I don't want to rain on your parade but this news really bowled me over. How can it be that we didn't know this? A single pot plant consumes 6 gallons of water per day!
Streams in Northern California's prime marijuana-growing watersheds likely will be sucked dry this year if pot cultivation isn't curtailed, experts say. “Essentially, marijuana can consume all the water. Every bit of it,” said state Fish and Wildlife Senior Environmental Scientist Scott Bauer, who specializes in salmon recovery and is working on a study of the issue.
California is
overdrilling its ground water in the midst of a historic drought. A drought which is exasperated by their water intensive agriculture needs and which are projected to to be more extreme and frequent in the future due to climate change. It becomes paramount that every water use is examined for efficiency.
Even without drought, there isn't going to be enough water to meet the pot industry's growing demand, Bauer said. Just the illegal marijuana plants confiscated in California by law enforcement in recent years — between 2 million and 4 million annually — use upward of 1.8 billion gallons — or about 600,000 water tanker trucks over their five-month growing season, based on the average water usage documented in the study.
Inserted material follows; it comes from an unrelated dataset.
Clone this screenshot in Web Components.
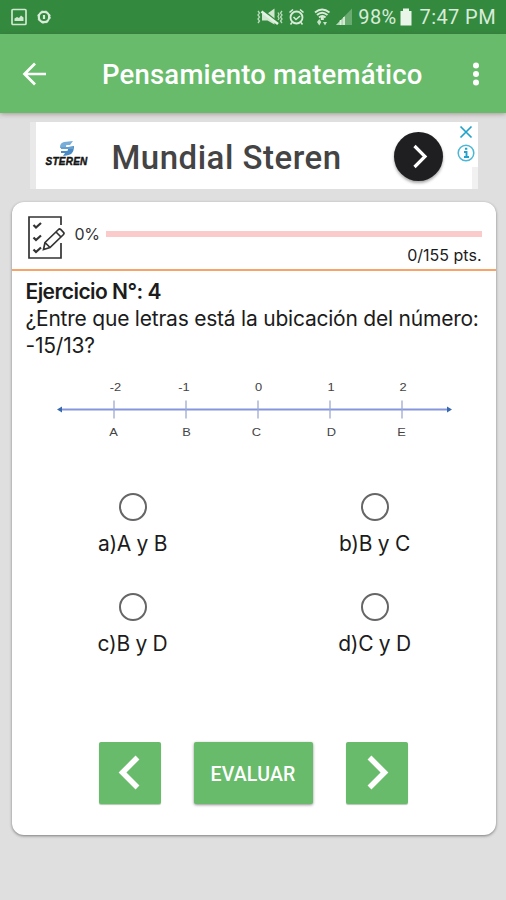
<!DOCTYPE html>
<html lang="es">
<head>
<meta charset="utf-8">
<meta name="viewport" content="width=device-width, initial-scale=1">
<title>Pensamiento matemático</title>
<style>
  html, body { margin: 0; height: 100%; }
  body {
    --green: #67bb6a;
    --green-dark: #338a3e;
    background: #dfdfdf;
    font-family: Inter, "Liberation Sans", sans-serif;
    color: #1c1c1c;
    overflow: hidden;
  }
</style>
</head>
<body>
<quiz-app>
  <status-bar slot="top" battery="98%" time="7:47 PM"></status-bar>
  <app-bar slot="top">Pensamiento matemático</app-bar>
  <ad-banner brand="STEREN">Mundial Steren</ad-banner>
  <quiz-card>
    <quiz-progress slot="header" percent="0" points="0/155 pts."></quiz-progress>
    <quiz-question heading="Ejercicio N°: 4">¿Entre que letras está la ubicación del número: -15/13?</quiz-question>
    <number-line></number-line>
    <answer-grid>
      <answer-option>a)A y B</answer-option>
      <answer-option>b)B y C</answer-option>
      <answer-option>c)B y D</answer-option>
      <answer-option>d)C y D</answer-option>
    </answer-grid>
    <quiz-button slot="actions" flat><svg width="62" height="62" viewBox="0 0 62 62"><path d="M38.500 15.500 23.500 30.500 38.500 45.500" fill="none" stroke="#fff" stroke-width="5.500"/></svg></quiz-button>
    <quiz-button slot="actions" wide>EVALUAR</quiz-button>
    <quiz-button slot="actions" flat><svg width="62" height="62" viewBox="0 0 62 62"><path d="M23.500 15.500 38.500 30.500 23.500 45.500" fill="none" stroke="#fff" stroke-width="5.500"/></svg></quiz-button>
  </quiz-card>
</quiz-app>

<script>
// screen layout: bars on top, content column below
class QuizApp extends HTMLElement {
  constructor() {
    super();
    this.attachShadow({ mode: 'open' });
    this.shadowRoot.innerHTML = `
      <style>
        :host { display: flex; flex-direction: column; height: 900px; width: 506px; }
        main { display: flex; flex-direction: column; align-items: center; gap: 13px; padding-top: 9px; }
      </style>
      <slot name="top"></slot>
      <main><slot></slot></main>
    `;
  }
}
customElements.define('quiz-app', QuizApp);

/*
android status bar
 - attributes: battery, time
 */
class StatusBar extends HTMLElement {
  constructor() {
    super();
    this.attachShadow({ mode: 'open' });
    this.shadowRoot.innerHTML = `
      <style>
        :host {
          display: flex;
          align-items: center;
          justify-content: space-between;
          box-sizing: border-box;
          height: 34px;
          padding: 0 10px 0 11px;
          background: var(--green-dark);
          color: #d9ecd9;
          font: 20px/36px Roboto, sans-serif;
        }
        div { display: flex; align-items: center; white-space: nowrap; }
        svg { display: block; flex: none; }
        .left { gap: 10px; }
        .battery { margin-left: 5px; letter-spacing: 0.4px; }
        .time { margin-left: 8px; letter-spacing: 0.4px; }
        .cell { margin-left: 3px; }
      </style>
      <div class="left">
        <svg width="16" height="18" viewBox="0 0 16 18"><rect x="1" y="1.500" width="14" height="15" rx="1" fill="none" stroke="#cfe8cf" stroke-width="1.700"/><path d="M3.500 13V10.500L6 9l2 1 2-2.500 2.500 2V13z" fill="#cfe8cf"/></svg>
        <svg width="16" height="18" viewBox="0 0 16 18"><circle cx="7" cy="9" r="5.200" fill="none" stroke="#d9ecd9" stroke-width="2.200"/><circle cx="7" cy="9" r="6.200" fill="none" stroke="#d9ecd9" stroke-width="1" stroke-dasharray="2 3"/><path d="M7 7v4" stroke="#d9ecd9" stroke-width="2.200"/></svg>
      </div>
      <div>
        <svg width="26" height="18" viewBox="0 0 26 18"><path d="M5 5.500H10.500l7-5v16L10.500 12.500H5z" fill="#cfe6cf"/><path d="M5.500 2 20.500 14" stroke="#338a3e" stroke-width="2"/><path d="M4.500 3.500 21 16" stroke="#e4f2e4" stroke-width="2.600"/><path d="M1 3l1.500 2L1 7l1.500 2L1 11l1.500 2L1 15M25 3l-1.500 2L25 7l-1.500 2L25 11l-1.500 2L25 15M21 4.500l1 2-1 2 1 2-1 1.500" fill="none" stroke="#b9dab9" stroke-width="1.300"/></svg>
        <svg width="17" height="18" viewBox="0 0 17 18" style="margin-left:5px"><circle cx="8.500" cy="9.500" r="6" fill="none" stroke="#d9ecd9" stroke-width="1.800"/><path d="M1.500 4.500 5 1.500M15.500 4.500 12 1.500M4 14.500 2.500 16.500M13 14.500l1.500 2M5.500 9l2.500 2.500 4-3.500" fill="none" stroke="#d9ecd9" stroke-width="1.600"/></svg>
        <svg width="17" height="18" viewBox="0 0 17 18" style="margin-left:9px"><path d="M1 4.500Q8 -1.500 15.500 4.500M3 7Q8 2.500 13.500 7M5 9.500Q8.500 6.500 11.500 9.500" fill="none" stroke="#d9ecd9" stroke-width="1.900"/><path d="M8.300 9v3" stroke="#d9ecd9" stroke-width="3"/><path d="m3 14 2.300-3 2 3-2 3.500zM9 14h4l-2 3.500z" fill="#c6e2c6"/></svg>
        <svg width="18" height="18" viewBox="0 0 18 18" style="margin-left:4px"><path d="M17 .5V17H1z" fill="#69ab70"/><path d="M10 8v9H1z" fill="#b5d7b7"/><path d="M5.500 12v5M9 9v8" stroke="#deefde" stroke-width="1.500"/></svg>
        <span class="battery"></span>
        <svg class="cell" width="12" height="18" viewBox="0 0 12 18"><path d="M3 .5h6V3h2.500v14.500H.5V3H3z" fill="#e9f5e9"/></svg>
        <span class="time"></span>
      </div>
    `;
    this.shadowRoot.querySelector('.battery').textContent = this.getAttribute('battery');
    this.shadowRoot.querySelector('.time').textContent = this.getAttribute('time');
  }
}
customElements.define('status-bar', StatusBar);

// toolbar with back arrow, title and overflow menu
class AppBar extends HTMLElement {
  constructor() {
    super();
    this.attachShadow({ mode: 'open' });
    this.shadowRoot.innerHTML = `
      <style>
        :host {
          display: flex;
          align-items: center;
          box-sizing: border-box;
          height: 79px;
          padding: 0 24px 0 22px;
          background: var(--green);
          color: #fff;
          box-shadow: 0 1px 5px rgba(90, 60, 60, 0.45);
        }
        h1 {
          flex: 1;
          margin: 2px 0 0 54px;
          font: 500 27.500px/34px Roboto, sans-serif;
          letter-spacing: 0.2px;
          white-space: nowrap;
        }
      </style>
      <svg width="26" height="26" viewBox="0 0 26 26"><path d="M24 13H3M13 2.500 2.500 13 13 23.500" fill="none" stroke="#fff" stroke-width="2.700"/></svg>
      <h1><slot></slot></h1>
      <svg width="12" height="26" viewBox="0 0 12 26" fill="#fff"><circle cx="6" cy="4.500" r="3"/><circle cx="6" cy="13" r="3"/><circle cx="6" cy="21.500" r="3"/></svg>
    `;
  }
}
customElements.define('app-bar', AppBar);

/*
advert strip
 - attributes: brand
 */
class AdBanner extends HTMLElement {
  constructor() {
    super();
    this.attachShadow({ mode: 'open' });
    this.shadowRoot.innerHTML = `
      <style>
        :host {
          display: flex;
          box-sizing: border-box;
          width: 448px;
          height: 67px;
          padding-left: 6px;
          margin-left: 1px;
          background: linear-gradient(90deg, #e9e9e9 6px, #fff 6px, #fff 442px, #f1f1f1 442px);
        }
        .brand { display: flex; flex-direction: column; align-items: center; width: 62px; padding-top: 19px; }
        .brand span { font: italic 700 10px/11px "Liberation Sans", sans-serif; color: #151515; -webkit-text-stroke: 0.4px #151515; letter-spacing: 0.25px; }
        b { flex: 1; padding-left: 14px; font: 500 33px/71px Roboto, sans-serif; color: #444; white-space: nowrap; letter-spacing: 0.5px; }
        .go {
          display: flex;
          width: 49px;
          height: 49px;
          margin: 10px 12px 0 0;
          border-radius: 50%;
          background: #1f1f21;
          box-shadow: 0 2px 3px rgba(0, 0, 0, 0.35);
        }
        .info { display: flex; flex-direction: column; align-items: center; gap: 5px; width: 23px; padding: 3px 0 0; background: #fff; height: 42px; }
      </style>
      <div class="brand">
        <svg width="16" height="15" viewBox="0 0 16 15"><path d="M14 0 5 1Q1 2 1 6v1h6V5q0-1 1-1h3z" fill="#78add8"/><path d="M15 5 9 6v3q0 1-2 1H2v2h4l-2 3q8-1 9-3 2-2 2-7z" fill="#4a8ac4"/><path d="M2 6h12v2H2z" fill="#659fce"/></svg>
        <span></span>
      </div>
      <b><slot></slot></b>
      <div class="go"><svg width="49" height="49" viewBox="0 0 49 49"><path d="M20.500 14 31 24.500 20.500 35" fill="none" stroke="#fff" stroke-width="3.200"/></svg></div>
      <div class="info">
        <svg width="14" height="14" viewBox="0 0 14 14"><path d="m1.500 1.500 11 11M12.500 1.500l-11 11" stroke="#20a3cb" stroke-width="1.700"/></svg>
        <svg width="18" height="18" viewBox="0 0 18 18"><circle cx="9" cy="9" r="7.800" fill="none" stroke="#4bb6d6" stroke-width="1.500"/><path d="M7 8h2.500v5M7 13h5M8 4.800h2.300" fill="none" stroke="#20a3cb" stroke-width="1.900"/></svg>
      </div>
    `;
    this.shadowRoot.querySelector('.brand span').textContent = this.getAttribute('brand');
  }
}
customElements.define('ad-banner', AdBanner);

/*
main card
 - slots: header, default, actions
 */
class QuizCard extends HTMLElement {
  constructor() {
    super();
    this.attachShadow({ mode: 'open' });
    this.shadowRoot.innerHTML = `
      <style>
        :host {
          display: flex;
          flex-direction: column;
          width: 484px;
          height: 633px;
          margin-left: 1px;
          border-radius: 12px;
          background: #fff;
          box-shadow: 0 1px 3px rgba(0, 0, 0, 0.45);
        }
        header { height: 67px; border-bottom: 2px solid #f8a469; }
        .body { flex: 1; }
        footer { display: flex; justify-content: center; gap: 33px; padding: 0 1px 31px 0; }
      </style>
      <header><slot name="header"></slot></header>
      <div class="body"><slot></slot></div>
      <footer><slot name="actions"></slot></footer>
    `;
  }
}
customElements.define('quiz-card', QuizCard);

/*
score row
 - attributes: percent, points
 */
class QuizProgress extends HTMLElement {
  constructor() {
    super();
    this.attachShadow({ mode: 'open' });
    const percent = Number(this.getAttribute('percent')) || 0;
    this.shadowRoot.innerHTML = `
      <style>
        :host { display: flex; padding: 13px 14px 0 15px; }
        .rows { flex: 1; padding-left: 10px; }
        .row { display: flex; align-items: center; height: 37px; }
        .percent { width: 31px; font-size: 16px; letter-spacing: -0.4px; color: #333; }
        .track { flex: 1; height: 6px; background: #fbcaca; }
        .fill { height: 100%; background: #e53935; }
        .points { text-align: right; font-size: 16px; line-height: 20px; margin-top: -7px; letter-spacing: 0; }
      </style>
      <svg width="38" height="44" viewBox="0 0 38 44" fill="none" stroke="#333" stroke-width="1.700"><path d="M34 10V2H2v41h32V28"/><path d="m6.500 10 2.500 2.500 5-4.500M6.500 22.500 9 25l5-4.500M6.500 34.500 9 37l5-4.500" stroke-width="2.200"/><path d="m18 27.500 13.500-13q1-1 2.200 0l2.800 2.800q1 1 0 2.200l-13.500 13-6.500 2zM18 27.500l5 5M29 17l5 5"/></svg>
      <div class="rows">
        <div class="row">
          <span class="percent">${percent}%</span>
          <div class="track"><div class="fill" style="width:${percent}%"></div></div>
        </div>
        <div class="points"></div>
      </div>
    `;
    this.shadowRoot.querySelector('.points').textContent = this.getAttribute('points');
  }
}
customElements.define('quiz-progress', QuizProgress);

class QuizQuestion extends HTMLElement {
  constructor() {
    super();
    this.attachShadow({ mode: 'open' });
    this.shadowRoot.innerHTML = `
      <style>
        :host { display: block; padding: 7px 10px 0 14px; font-size: 21px; line-height: 27px; letter-spacing: -0.22px; }
        h2 { margin: 0; font-size: 21px; font-weight: 600; letter-spacing: -0.55px; }
      </style>
      <h2></h2>
      <slot></slot>
    `;
    this.shadowRoot.querySelector('h2').textContent = this.getAttribute('heading');
  }
}
customElements.define('quiz-question', QuizQuestion);

// number line with integer marks above and letters below
class NumberLine extends HTMLElement {
  constructor() {
    super();
    this.attachShadow({ mode: 'open' });
    const marks = [
      { x: 102, label: '-2', lx: 103.5, letter: 'A', tx: 101.5 },
      { x: 174, label: '-1', lx: 172, letter: 'B', tx: 174.5 },
      { x: 246, label: '0', lx: 246.5, letter: 'C', tx: 244.5 },
      { x: 318, label: '1', lx: 319, letter: 'D', tx: 319.5 },
      { x: 390, label: '2', lx: 391, letter: 'E', tx: 389.5 },
    ];
    this.shadowRoot.innerHTML = `
      <style>
        :host { display: block; height: 80px; margin-top: 11px; }
        text { font: 11px "Liberation Sans", sans-serif; text-anchor: middle; fill: #444; }
      </style>
      <svg width="484" height="80" viewBox="0 0 484 80">
        <path d="M48 39.500H437" stroke="#8596dc" stroke-width="2"/>
        <path d="m45 39.500 5-3v6zM440 39.500l-5-3v6z" fill="#3769b0"/>
        ${marks.map((m) => `
          <path d="M${m.x} 30.500v18" stroke="#9daad2" stroke-width="1.300"/>
          <text transform="translate(${m.lx} 20.500) scale(1.170 1)">${m.label}</text>
          <text transform="translate(${m.tx} 65.500) scale(1.170 1)">${m.letter}</text>
        `).join('')}
      </svg>
    `;
  }
}
customElements.define('number-line', NumberLine);

class AnswerGrid extends HTMLElement {
  constructor() {
    super();
    this.attachShadow({ mode: 'open' });
    this.shadowRoot.innerHTML = `
      <style>
        :host { display: grid; grid-template-columns: 1fr 1fr; grid-auto-rows: 100px; padding-top: 43px; }
      </style>
      <slot></slot>
    `;
  }
}
customElements.define('answer-grid', AnswerGrid);

class AnswerOption extends HTMLElement {
  constructor() {
    super();
    this.attachShadow({ mode: 'open' });
    this.shadowRoot.innerHTML = `
      <style>
        :host { display: flex; flex-direction: column; align-items: center; gap: 9px; font-size: 21px; line-height: 28px; letter-spacing: -0.3px; }
        .radio { box-sizing: border-box; width: 28px; height: 28px; border: 2px solid #666; border-radius: 50%; }
      </style>
      <div class="radio" role="radio" aria-checked="false"></div>
      <span><slot></slot></span>
    `;
  }
}
customElements.define('answer-option', AnswerOption);

/*
raised button
 - attributes: wide, flat
 */
class QuizButton extends HTMLElement {
  constructor() {
    super();
    this.attachShadow({ mode: 'open' });
    this.shadowRoot.innerHTML = `
      <style>
        :host { display: block; width: 62px; height: 62px; }
        :host([wide]) { width: 119px; }
        button {
          display: flex;
          align-items: center;
          justify-content: center;
          width: 100%;
          height: 100%;
          padding: 2px 0 0;
          border: none;
          border-radius: 2px;
          background: var(--green);
          box-shadow: 0 1px 3px rgba(0, 0, 0, 0.45);
          color: #fff;
          font: 500 19.500px Roboto, sans-serif;
          letter-spacing: 0.2px;
        }
        :host([flat]) button { padding: 0; box-shadow: 0 1px 1px rgba(60, 110, 60, 0.4); }
      </style>
      <button><slot></slot></button>
    `;
  }
}
customElements.define('quiz-button', QuizButton);
</script>
</body>
</html>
Researchers estimate each plant consumes 6 gallons of water a day. At that rate, the plants were siphoning off 180,000 gallons of water per day in each watershed — altogether more than 160 Olympic-sized swimming pools over the average 150-day growing cycle for outdoor plants. Plants grown in inland Mendocino County, where it's hot in the summer, will use more water, while those in cooler regions can use less, Blake said. He estimates it takes 60,000 gallons to 75,000 gallons to raise 25 plants, the current limit for medicinal marijuana in Mendocino County.
The problem is that pot growers are labeled illegal unless they are growing medical marijuana and are therefore unregulated. And so growers are more concerned with getting caught with their illegal crop than they are of water and environmental concerns.